Maclise started work on the painting in January 1860, and completed it during the winter of 1861. It was initially intended to be a fresco, with paint applied to wet plaster, but the work was completed using a waterglass technique, applying paint to dry plaster and then fixing it with potassium silicate. The completed painting measures 3.68 × 13.92 m.

The scene is set in front of La Belle Alliance, an inn a few miles south of Brussels, around which was fought the Battle of Waterloo. At the centre of the painting is Wellington, soberly dressed in a plain uniform with cloak and "fore-and-aft" bicorn cocked hat, holding a telescope, and mounted on his horse Copenhagen, shaking hands with Blücher. A French eagle standard lies discarded beneath his horse's feet. He is attended by Captain Lord Arthur Hill, Major-General Lord Edward Somerset and Major the Hon. Henry Percy, who carried the Waterloo Dispatch to London, with escorts from the Life Guards and the 1st Regiment of the Royal Horse Guards (the Blues).

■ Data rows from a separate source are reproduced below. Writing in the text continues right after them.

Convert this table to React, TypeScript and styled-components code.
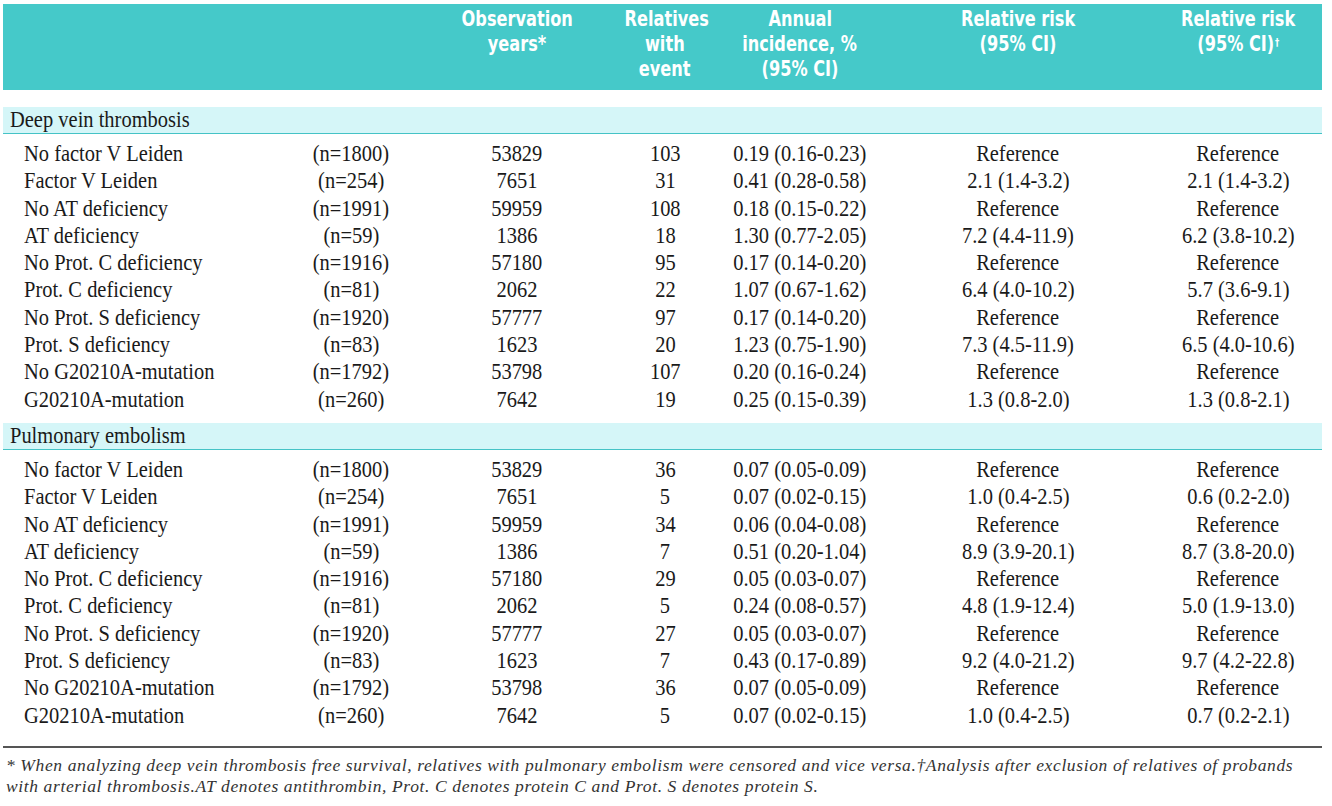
import React from "react";
import styled, { createGlobalStyle } from "styled-components";

const Global = createGlobalStyle`
  html, body { margin: 0; padding: 0; background: #ffffff; }
  body { font-family: "Liberation Serif", "Times New Roman", serif; color: #1a1a1a; }
`;

const COLS = "277px 142px 190px 106px 164px 272px 168px";

const Page = styled.div`
  padding: 4px 0 0 3px;
  width: 1319px;
`;

const HeaderRow = styled.div`
  display: grid;
  grid-template-columns: ${COLS};
  background: #45c9c9;
  height: 86px;
  padding-top: 3px;
  box-sizing: border-box;
`;

const HeadCell = styled.div`
  font-family: "DejaVu Sans", "Liberation Sans", sans-serif;
  font-weight: 700;
  font-size: 21px;
  line-height: 25px;
  color: #ffffff;
  text-align: center;
`;

const Narrow = styled.span<{ $scale: number; $origin?: string }>`
  display: inline-block;
  white-space: nowrap;
  transform: scaleX(${(p) => p.$scale});
  transform-origin: ${(p) => p.$origin || "center"};
`;

const Sup = styled.sup`
  font-size: 11px;
  vertical-align: top;
  position: relative;
  top: -2px;
  margin-left: 1px;
`;

const Section = styled.div<{ $top: number }>`
  margin-top: ${(p) => p.$top}px;
  height: 26px;
  background: #d5f6f8;
  border-bottom: 1.5px solid #45c3c6;
  font-size: 23px;
  line-height: 26px;
  padding-left: 7px;
`;

const Rows = styled.div`
  padding-top: 6px;
`;

const Row = styled.div`
  display: grid;
  grid-template-columns: ${COLS};
  height: 27.3px;
  font-size: 23px;
  line-height: 27px;
`;

const Cell = styled.div<{ $left?: boolean }>`
  text-align: ${(p) => (p.$left ? "left" : "center")};
  padding-left: ${(p) => (p.$left ? "21px" : "0")};
  white-space: nowrap;
`;

const Rule = styled.div`
  margin-top: 17px;
  height: 2px;
  background: #555;
`;

const Foot = styled.div`
  font-family: "Liberation Serif", "Times New Roman", serif;
  font-style: italic;
  font-size: 17.5px;
  letter-spacing: 0.62px;
  line-height: 21px;
  color: #333;
  padding: 7px 0 0 3px;
  white-space: nowrap;
`;

type R = [string, string, string, string, string, string, string];

const dvt: R[] = [
  ["No factor V Leiden", "(n=1800)", "53829", "103", "0.19 (0.16-0.23)", "Reference", "Reference"],
  ["Factor V Leiden", "(n=254)", "7651", "31", "0.41 (0.28-0.58)", "2.1 (1.4-3.2)", "2.1 (1.4-3.2)"],
  ["No AT deficiency", "(n=1991)", "59959", "108", "0.18 (0.15-0.22)", "Reference", "Reference"],
  ["AT deficiency", "(n=59)", "1386", "18", "1.30 (0.77-2.05)", "7.2 (4.4-11.9)", "6.2 (3.8-10.2)"],
  ["No Prot. C deficiency", "(n=1916)", "57180", "95", "0.17 (0.14-0.20)", "Reference", "Reference"],
  ["Prot. C deficiency", "(n=81)", "2062", "22", "1.07 (0.67-1.62)", "6.4 (4.0-10.2)", "5.7 (3.6-9.1)"],
  ["No Prot. S deficiency", "(n=1920)", "57777", "97", "0.17 (0.14-0.20)", "Reference", "Reference"],
  ["Prot. S deficiency", "(n=83)", "1623", "20", "1.23 (0.75-1.90)", "7.3 (4.5-11.9)", "6.5 (4.0-10.6)"],
  ["No G20210A-mutation", "(n=1792)", "53798", "107", "0.20 (0.16-0.24)", "Reference", "Reference"],
  ["G20210A-mutation", "(n=260)", "7642", "19", "0.25 (0.15-0.39)", "1.3 (0.8-2.0)", "1.3 (0.8-2.1)"],
];

const pe: R[] = [
  ["No factor V Leiden", "(n=1800)", "53829", "36", "0.07 (0.05-0.09)", "Reference", "Reference"],
  ["Factor V Leiden", "(n=254)", "7651", "5", "0.07 (0.02-0.15)", "1.0 (0.4-2.5)", "0.6 (0.2-2.0)"],
  ["No AT deficiency", "(n=1991)", "59959", "34", "0.06 (0.04-0.08)", "Reference", "Reference"],
  ["AT deficiency", "(n=59)", "1386", "7", "0.51 (0.20-1.04)", "8.9 (3.9-20.1)", "8.7 (3.8-20.0)"],
  ["No Prot. C deficiency", "(n=1916)", "57180", "29", "0.05 (0.03-0.07)", "Reference", "Reference"],
  ["Prot. C deficiency", "(n=81)", "2062", "5", "0.24 (0.08-0.57)", "4.8 (1.9-12.4)", "5.0 (1.9-13.0)"],
  ["No Prot. S deficiency", "(n=1920)", "57777", "27", "0.05 (0.03-0.07)", "Reference", "Reference"],
  ["Prot. S deficiency", "(n=83)", "1623", "7", "0.43 (0.17-0.89)", "9.2 (4.0-21.2)", "9.7 (4.2-22.8)"],
  ["No G20210A-mutation", "(n=1792)", "53798", "36", "0.07 (0.05-0.09)", "Reference", "Reference"],
  ["G20210A-mutation", "(n=260)", "7642", "5", "0.07 (0.02-0.15)", "1.0 (0.4-2.5)", "0.7 (0.2-2.1)"],
];

const Block = ({ rows }: { rows: R[] }) => (
  <Rows>
    {rows.map((r, i) => (
      <Row key={i}>
        {r.map((c, j) => (
          <Cell key={j} $left={j === 0}>
            <Narrow $scale={0.89} $origin={j === 0 ? "left" : "center"}>
              {c}
            </Narrow>
          </Cell>
        ))}
      </Row>
    ))}
  </Rows>
);

const H = ({ lines, dagger }: { lines: string[]; dagger?: boolean }) => (
  <HeadCell>
    {lines.map((l, i) => (
      <div key={i}>
        <Narrow $scale={0.77}>
          {l}
          {dagger && i === lines.length - 1 ? <Sup>†</Sup> : null}
        </Narrow>
      </div>
    ))}
  </HeadCell>
);

export default function App() {
  return (
    <>
      <Global />
      <Page>
        <HeaderRow>
          <HeadCell />
          <HeadCell />
          <H lines={["Observation", "years*"]} />
          <H lines={["Relatives", "with", "event"]} />
          <H lines={["Annual", "incidence, %", "(95% CI)"]} />
          <H lines={["Relative risk", "(95% CI)"]} />
          <H lines={["Relative risk", "(95% CI)"]} dagger />
        </HeaderRow>
        <Section $top={17}>
          <Narrow $scale={0.89} $origin="left">Deep vein thrombosis</Narrow>
        </Section>
        <Block rows={dvt} />
        <Section $top={10}>
          <Narrow $scale={0.89} $origin="left">Pulmonary embolism</Narrow>
        </Section>
        <Block rows={pe} />
        <Rule />
        <Foot>
          * When analyzing deep vein thrombosis free survival, relatives with pulmonary embolism were censored and vice versa.†Analysis after exclusion of relatives of probands
          <br />
          with arterial thrombosis.AT denotes antithrombin, Prot. C denotes protein C and Prot. S denotes protein S.
        </Foot>
      </Page>
    </>
  );
}
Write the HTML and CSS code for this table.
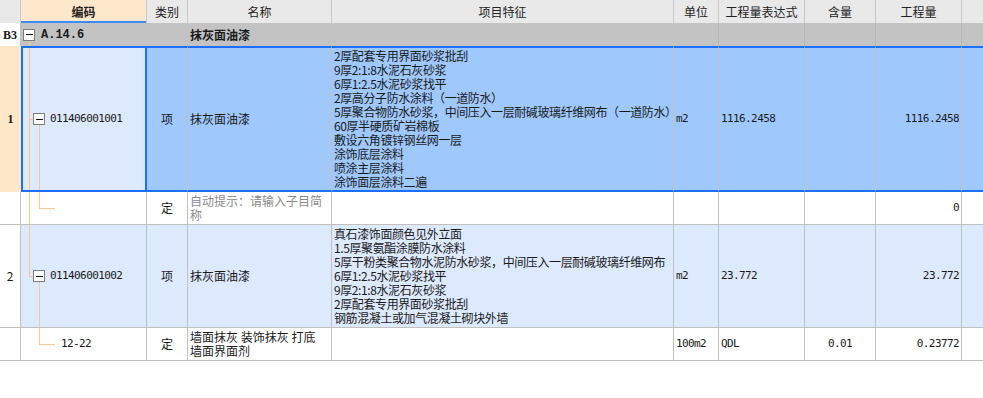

Slightly left of centre, Blücher is depicted wearing a forage cap (originally Maclise portrayed him with a feathered cocked hat, but later changed it), and is attended by his generals August Ludwig von Nostitz, Prince Frederick of Prussia, August Neidhardt von Gneisenau, Hans Ernst Karl von Zieten, Friedrich Wilhelm Freiherr von Bülow, and Karl von Grolman. To the left are two British cavalry officers, Colonel Sir John Ormsby Vandeleur, and Major-General Sir Hussey Vivian on a white horse with sloped sword.

The scene is crowded with soldiers and other bystanders, often in poses inspired by classical works, or Old Master paintings or more contemporary models. The emphasis to dead and dying soldiers may be derived from Antoine-Jean Gros's 1809 painting Napoléon on the Battlefield of Eylau. To the left is a broken artillery piece with some dead and wounded British and French soldiers piled up in a pyramidal composition reminiscent of Théodore Géricault's 1818-19 painting, Raft of the Medusa. One soldier has a tourniquet around his arm, and another's wound is being dressed by a surgeon. Behind them, a Prussian band are playing brass instruments: accounts from the battle report that the band played "God Save the King" at the meeting of Wellington and Blücher, to which the English replied with three cheers for the Prussians.

To the right, a Highland soldier from the Black Watch, an English Guardsman, and an Irish Fusilier, are carrying the body of Major the Hon. Frederick Howard (the "young, gallant Howard" mentioned in Lord Byron's poem Childe Harold's Pilgrimage) and a group of camp followers, including a vivandière or cantinière, a Sister of Charity, and a tonsured priest delivering the last rites to an officer. In the background, a peasant woman is looting from the dead on the battlefield. In the background, the army is advancing along a road.

The copyright was acquired by the Art Union of London in 1865, and Lumb Stocks made an engraving of the painting from photographs of the original. It was often sold with an engraving of the companion work, The Death of Nelson.